The Round-Up Three Elections Gunman Referendum

The World in a Flash

The Round-Up this week gives you a brief glance at the news dominating headlines around the world. From political tensions in the United Kingdom to France’s Presidential Elections to US Cabinet scandals and much more!


Jeff Sessions latest in Russian Ties Drama

Attorney General Jeff Sessions is the latest member of Trump’s administration to be dogged by questions regarding his relationship with Russian officials. He has been accused of perjury during his Senate hearing when he lied about having had contact with anyone connected to the Russian government with regard last year’s elections. Sergei Kislyak, winner of most-distanced-from-individual 2016/17 and Russia’s ambassador to the US, is at the heart of this newest controversy which is making waves mainly because senators and members of congress keep blatantly lying about their contact with him. Trump’s already come out and said that he has total confidence in Sessions and does not believe the AG should recuse himself from the FBI’s investigation.



Brexit Bill Hits Another Roadblock

As the Uk Government forges ahead with Brexit, the Bill to trigger Article 50 has hit another roadblock, this time in the House of Lords. Peers in the upper chamber backed an amendment to guarantee the rights of EU citizens living in the UK including terms of healthcare and pensions. This has caused tensions between the two houses, and No 10 Downing Street which is convinced on passing the Bill as is. Although the government has said they would work to preserve the rights of EU citizens, there is no explicit guarantee which is what the Lords were seeking to ensure. Rumours have spread amuck as to what the government might do including abolishing the upper chamber, but this has been firmly squashed by Theresa May’s government. Instead, they praised the House of Lords of contributing vigorously to the debate. It is unclear if the amendment will be accepted by the House of Commons.


Sweden Brings Back Military Conscription

Sweden has brought back mandatory military service due to increasing concerns over Russian actions. It will be 4,000 men and women chosen from 13,000 people born in 1999. Those chosen will undergo a year of service after which they will be encouraged to join the military service full time or the reserves. The Russian annexation of Crimea and ‘the security change in the neighbourhood’ have worried Swedish MPs. This is part of a larger initiative to continue a strong alliance neighbouring countries. The strongest alliance is with Finland, another non-NATO member.

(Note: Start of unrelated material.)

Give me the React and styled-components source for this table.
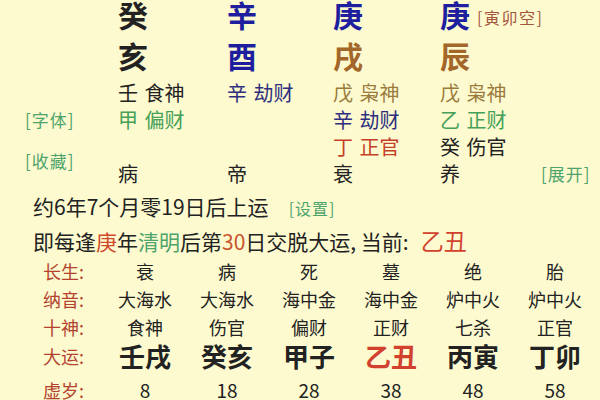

Macedonia’s President Throws Down on NATO & Ethnic Albanians

Macedonia’s President Gjorje Ivanov came under fire this week for refusing to allow the Social Democratic Union of Macedonia (SDSM), which won 49 seats in the recent parliamentary elections, to form a coalition government with the country’s largest Albanian party, the Democratic Union for Integration (DUI), which won 10 seats, after the SDSM agreed to adopt the “Tirana Platform,” at the request of the DUI. The ruling center-right VMRO-DPMNE party led by Nikola Gruevski won 51 seats, has agreed to support the SDSM government if they reject the “Tirana Platform.” Ivanov stated that the Platforms adoption would destabilize the country. The Platform is an Albanian-sponsored initiative, whose goal is to increase Tirana’s influence in Macedonia politics, or to ensure cultural support for the Macedonian Albanians who have traditionally be marginalised, depending on who you ask. Albanians make up roughly 25 per cent of Macedonia’s population. Specifically, the platform calls for the Albanian language to be granted official national status in Macedonia, as well as judicial reform, and membership in the EU and NATO. The EU Commissioner for European Neighbourhood Policy and Enlargement Negotiations, Johannes Hahn, called on the President to respect the results of the election, which Ivanov and the VMRO-DPMNE responded to with the expected hostility, telling the EU, Western countries, and NATO to stay out of Macedonian politics.


Mubarak Acquitted Over Charged Relating to 2011 Uprising

Former Egyptian President Hosni Mubarak has been acquitted of complicity in the killing of nearly 900 protesters during the 2011 uprising that ended his reign over the country. Since 2011, Mubarak was sentenced to death in 2012, had that overturned in 2014, and has spent most of his time in a military hospital. Mubarak, who is no 88 years old, was brought into court on a stretcher for this ruling.  Most of the charges that have been brought against Mubarak and members of his government have been dismissed. In this case, the court denied appeals by lawyers representing the victims to reopen civil trials meaning there is no remaining recourse in the form of trials or appeals for the victims.


Marine Le Pen Loses Her Parliamentary Immunity

Controversy perennially follows Marine Le Pen, and her Presidential campaign has taken another hit this week after the European Parliament has lifted her immunity from prosecution. Le Pen tweeted graphic images of ISIS violence in 2015. Potentially she may be charged with ‘publishing violent images’ which carries a possible fine of $79,650 and three years imprisonment. The request to remove immunity came after a request from the French judiciary. Le Pen has used this opportunity to cast the EU in a negative light, and expose its ‘agenda’ of stopping her candidacy. It will be interesting to see whether this helps her popularity, or hurts it. She is currently projected to win the first round of elections.